Though growing awareness about the dangers of cigarette smoking has considerably reduced its popularity in the US, certain pockets of workers are still attracted to this habit in large numbers. A recent federal study reveals that cigarette smoking remains popular among workers in the food services, mining and construction industries.

Smoking Rate Still High in Some Sections
30% of employees in food services, hotel/motel and mining industries are regular smokers, reveals a CDC study that looked at data obtained from 2004 to 2010. Construction workers had the next highest rate at 29.7%. In the last few decades, smoking popularity has dipped by half in the US. But, as the above figures show smoking rates continue to be high among certain sections.

Causes for High Smoking Rate
The education and management sectors reported the least percentage of smoking. Only 9.7% of educators smoke regularly, reveals the study. The researchers say low levels of education, gender and poverty are the biggest causes for high smoking rates.

Less Educated People Smoke More
People with less education are not as informed about tobacco dangers. The survey reveals that smoking rates are highest among male workers aged between 18-24, those with less than high school education, and workers not having health insurance. Smoking is most popular among Midwestern workers. The CDC urges employers to implement anti-smoking policies, like having smoke-free workplaces and extending health insurance for quit smoking treatments.
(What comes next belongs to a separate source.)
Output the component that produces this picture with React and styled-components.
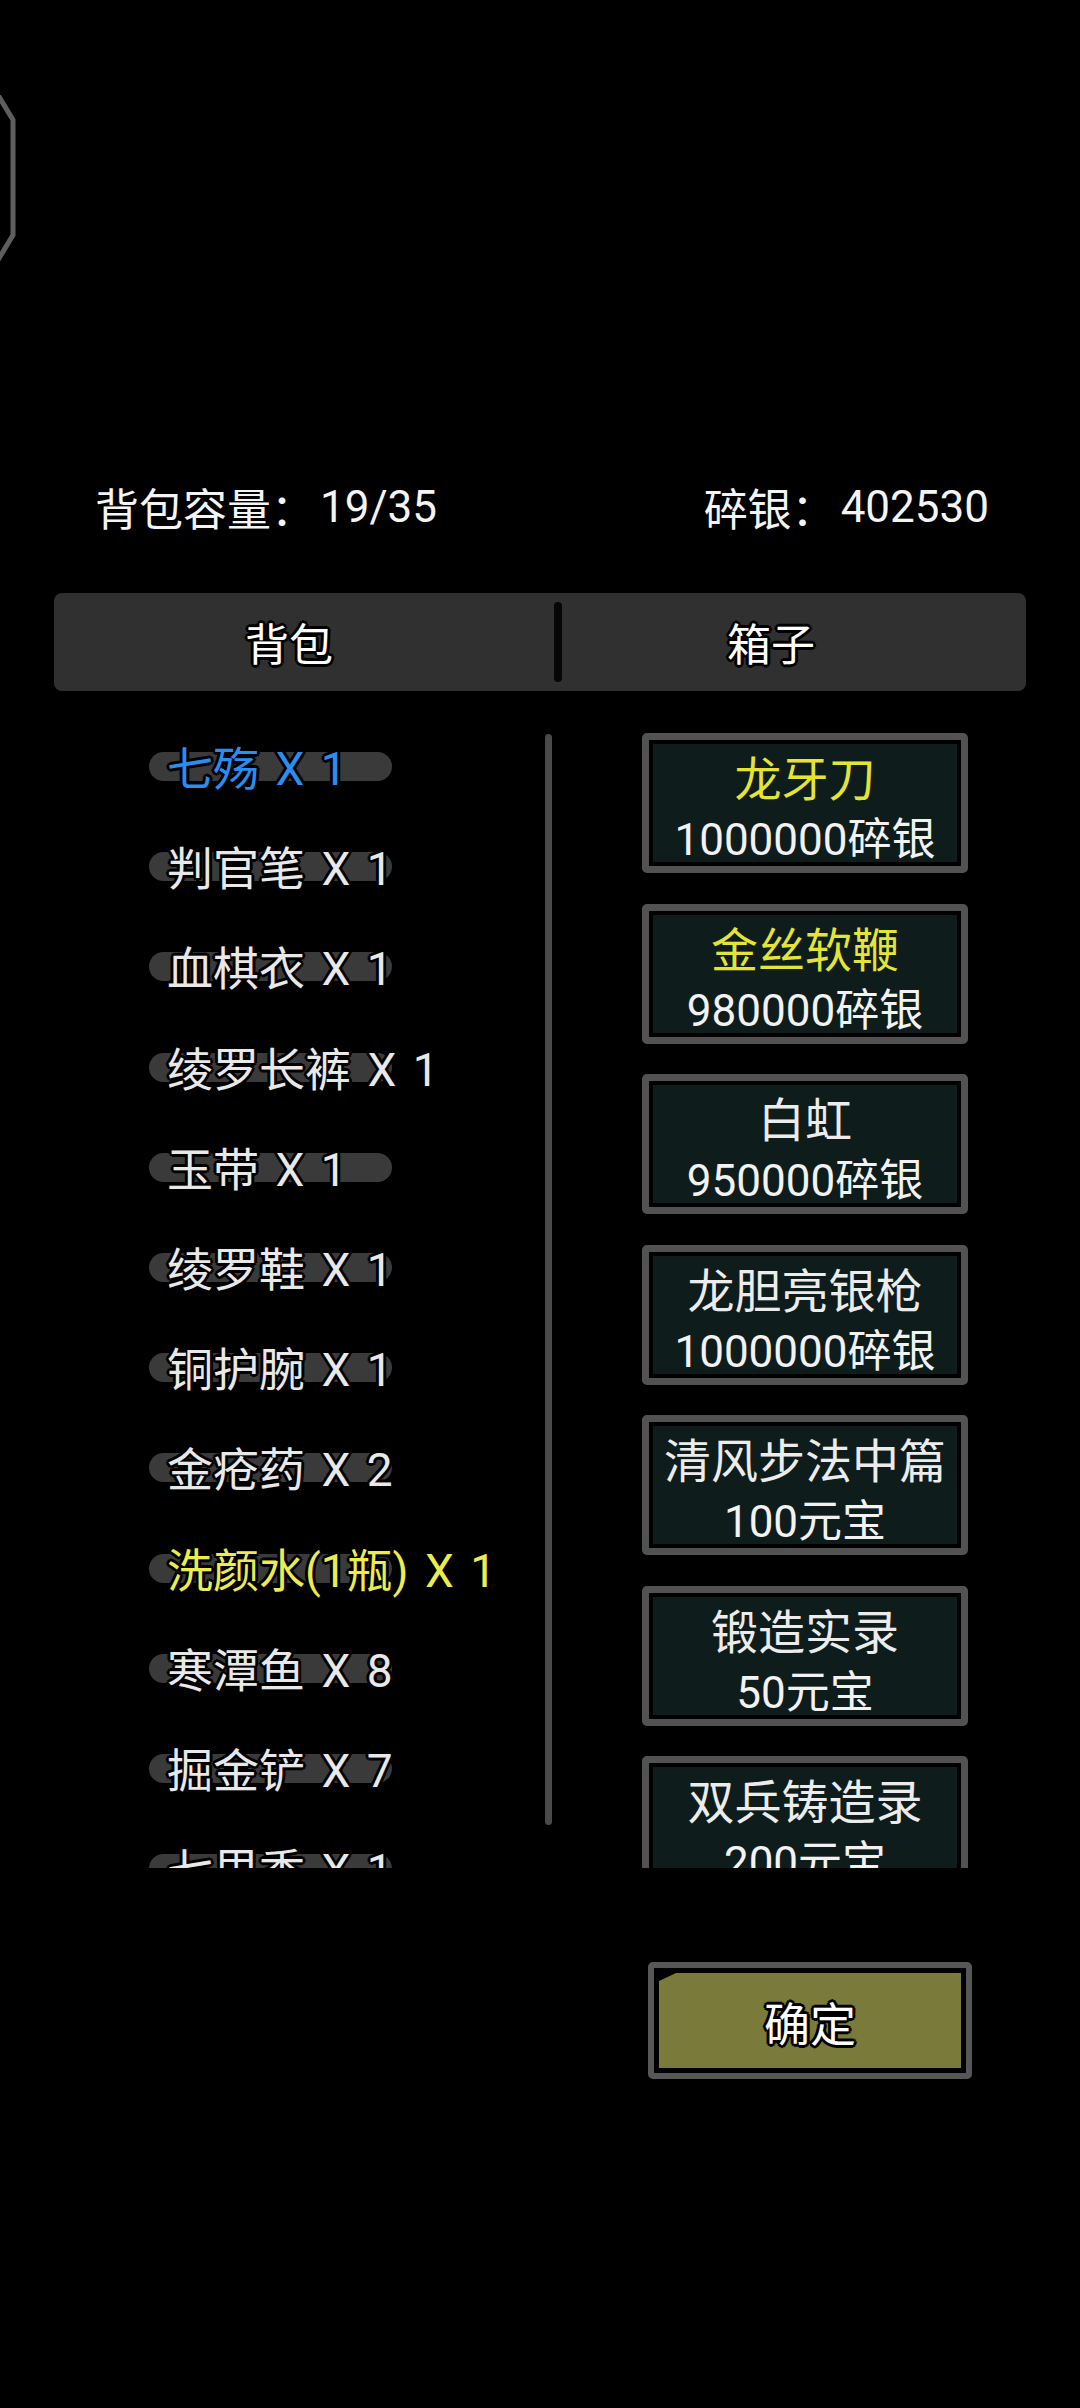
import React from "react";
import styled, { createGlobalStyle } from "styled-components";

const GlobalStyle = createGlobalStyle`
  html, body {
    margin: 0;
    padding: 0;
    background: #000;
  }
  body {
    font-family: Roboto, "Noto Sans CJK SC", sans-serif;
  }
`;

const outline = `
  -3px 0 0 #000, 3px 0 0 #000, 0 -3px 0 #000, 0 3px 0 #000,
  -2px -2px 0 #000, 2px -2px 0 #000, -2px 2px 0 #000, 2px 2px 0 #000
`;

const Screen = styled.div`
  width: 1080px;
  height: 2408px;
  background: #000;
  color: #fff;
  display: flex;
  flex-direction: column;
  overflow: hidden;
`;

const TopArea = styled.div`
  height: 440px;
  padding-top: 95px;
  box-sizing: border-box;
`;

const InfoRow = styled.div`
  height: 134px;
  display: flex;
  align-items: center;
  justify-content: space-between;
  padding: 0 91px 0 95px;
  font-size: 44px;
  color: #f4f4f4;
`;

const Stat = styled.div`
  display: flex;
  align-items: center;
  white-space: nowrap;
`;

const StatValue = styled.span`
  margin-left: 5px;
`;

const TabBar = styled.div`
  margin: 19px 54px 0;
  height: 98px;
  background: #303030;
  border-radius: 8px;
  display: grid;
  grid-template-columns: 500px 8px 1fr;
  align-items: center;
`;

const Tab = styled.div`
  padding-right: ${p => p.$shift}px;
  text-align: center;
  font-size: 44px;
  color: #fff;
  text-shadow: ${outline};
`;

const TabDivider = styled.div`
  height: 80px;
  background: #060606;
  border-radius: 4px;
`;

const Content = styled.div`
  height: 1177px;
  display: flex;
  overflow: hidden;
  padding-left: 149px;
`;

const ItemList = styled.div`
  width: 396px;
  flex-shrink: 0;
  padding-top: 24px;
  display: flex;
  flex-direction: column;
`;

const ItemRow = styled.div`
  position: relative;
  isolation: isolate;
  height: 100.2px;
  flex-shrink: 0;
  display: flex;
  align-items: center;
  padding-left: 18px;
  font-size: 46px;
  word-spacing: 5px;
  white-space: nowrap;
  color: ${p => p.color || "#e8e8e8"};
  text-shadow: ${outline};

  &::before {
    content: "";
    position: absolute;
    z-index: -1;
    left: 0;
    top: 50%;
    width: 243px;
    height: 29px;
    margin-top: -13px;
    border-radius: 15px;
    background: #3a3a3a;
  }
`;

const ScrollTrack = styled.div`
  width: 7px;
  height: 1091px;
  margin-top: 43px;
  flex-shrink: 0;
  border-radius: 4px;
  background: #4a4a4a;
`;

const ShopColumn = styled.div`
  width: 326px;
  margin-left: 90px;
  padding-top: 42px;
  flex-shrink: 0;
  display: flex;
  flex-direction: column;
  gap: 30.5px;
`;

const Card = styled.div`
  height: 140px;
  flex-shrink: 0;
  box-sizing: border-box;
  border: 7px solid #525252;
  border-radius: 5px;
  padding: 4px;
  background: #000;
`;

const CardFace = styled.div`
  height: 100%;
  box-sizing: border-box;
  padding-top: 14px;
  background: #0f1c1c;
  display: flex;
  flex-direction: column;
  align-items: center;
  justify-content: center;
  line-height: 60px;
  white-space: nowrap;
`;

const CardTitle = styled.div`
  font-size: 47px;
  color: ${p => (p.$rare ? "#e4e434" : "#ececec")};
`;

const CardPrice = styled.div`
  font-size: 44px;
  color: #f2f2f2;
`;

const Footer = styled.div`
  padding: 94px 0 0 648px;
`;

const ConfirmButton = styled.button`
  display: block;
  width: 324px;
  height: 117px;
  box-sizing: border-box;
  border: 6px solid #575757;
  border-radius: 5px;
  padding: 5px;
  background: #000;
  cursor: pointer;
`;

const ConfirmFace = styled.div`
  height: 100%;
  background: #7a7a3a;
  clip-path: polygon(0 8px, 17px 0, 100% 0, 100% 100%, 0 100%);
  display: flex;
  align-items: center;
  justify-content: center;
  font-family: Roboto, "Noto Sans CJK SC", sans-serif;
  font-size: 46px;
  color: #fff;
  text-shadow: ${outline};
`;

const CornerFrame = () => (
  <svg width="20" height="170" viewBox="0 0 20 170">
    <polyline
      points="-2,0 13,25 13,140 -2,165"
      fill="none"
      stroke="#5e5e5e"
      strokeWidth="5"
    />
  </svg>
);

const items = [
  { name: "七殇 X 1", color: "#2a8ef0" },
  { name: "判官笔 X 1" },
  { name: "血棋衣 X 1" },
  { name: "绫罗长裤 X 1" },
  { name: "玉带 X 1" },
  { name: "绫罗鞋 X 1" },
  { name: "铜护腕 X 1" },
  { name: "金疮药 X 2" },
  { name: "洗颜水(1瓶) X 1", color: "#ecec4e" },
  { name: "寒潭鱼 X 8" },
  { name: "掘金铲 X 7" },
  { name: "七里香 X 1" },
];

const goods = [
  { title: "龙牙刀", price: "1000000碎银", rare: true },
  { title: "金丝软鞭", price: "980000碎银", rare: true },
  { title: "白虹", price: "950000碎银" },
  { title: "龙胆亮银枪", price: "1000000碎银" },
  { title: "清风步法中篇", price: "100元宝" },
  { title: "锻造实录", price: "50元宝" },
  { title: "双兵铸造录", price: "200元宝" },
];

export default function App() {
  return (
    <Screen>
      <GlobalStyle />
      <TopArea>
        <CornerFrame />
      </TopArea>
      <InfoRow>
        <Stat>
          背包容量：<StatValue>19/35</StatValue>
        </Stat>
        <Stat>
          碎银：<StatValue>402530</StatValue>
        </Stat>
      </InfoRow>
      <TabBar>
        <Tab $shift={30}>背包</Tab>
        <TabDivider />
        <Tab $shift={46}>箱子</Tab>
      </TabBar>
      <Content>
        <ItemList>
          {items.map(it => (
            <ItemRow key={it.name} color={it.color}>
              {it.name}
            </ItemRow>
          ))}
        </ItemList>
        <ScrollTrack />
        <ShopColumn>
          {goods.map(g => (
            <Card key={g.title}>
              <CardFace>
                <CardTitle $rare={g.rare}>{g.title}</CardTitle>
                <CardPrice>{g.price}</CardPrice>
              </CardFace>
            </Card>
          ))}
        </ShopColumn>
      </Content>
      <Footer>
        <ConfirmButton>
          <ConfirmFace>确定</ConfirmFace>
        </ConfirmButton>
      </Footer>
    </Screen>
  );
}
Effects of Smoking on Health and Economy
Overall, adult smoking in the US has decreased from 42.4% in 1965 to 19.3% in 2010. But, the rate of decline has slowed down in recent years. Smoking and secondhand smoke are the leading causes of preventable disease and death in the US, claiming a toll of about 443,000 American lives every year. Smoking also affects the economy racking up costs of about $193 billion each year in lost productivity and medical expenses.